Newsletter: Featured Lifestyle: Balance - vol 2, issue 1

In This Issue...


B's Club News:

Welcome Club Members!

This week's newsletter is going to be a real treat. We are covering the Balanced Lifestyle with Paul Hoyt, and he gives some real insight into living a balanced life. Read the Introduction to The Foundation Factor to get this insight.

We also have a new alliance partner in our club called Barter Bucks. We will be talking more about this partner and how it can help the group members in future newsletters.

I also want to remind everyone about our next teleseminar on April 23rd. I will be sending out an announcement very soon about the teleseminar with details on how to sign up to reserve your spot, the time and other important information.

Congratulations to George Bigger and Kathryn Alexander, who are featured members on the CCQH-Leadershipclub group and Squidoo. If you would like to see yourself featured on this group, add your lens, or create one using this link.

And speaking of Squidoo, and a shameless plug, I will be featured in an upcoming spotlight interview for the weekly SquidU Review at Squidoo! Apparently, they liked what I was doing there and want to interview me! How cool is that?

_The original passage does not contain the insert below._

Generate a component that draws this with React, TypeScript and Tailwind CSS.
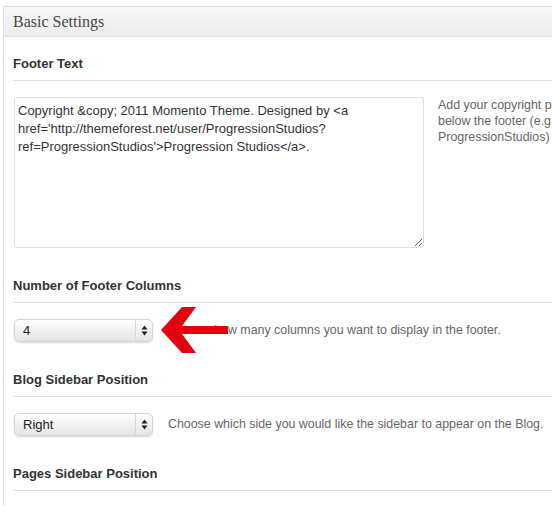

Be sure to post any questions or comments or connection requests on the forum. It is there as a resource to you. We will have more exciting things in the future to help facilitate the process of meeting others in the club, but in the end, it will be for you, what you make of it.

To Your Success!

B. Hopkins
CCQH Club Manager

B. Hopkins, owner of Psiphon Consulting specializes in Internet Business Development for small to mid sized companies. This includes creating Ecommerce Solutions, Internet Marketing Strategies, Automation of Website Business Strategies, and Website Programming.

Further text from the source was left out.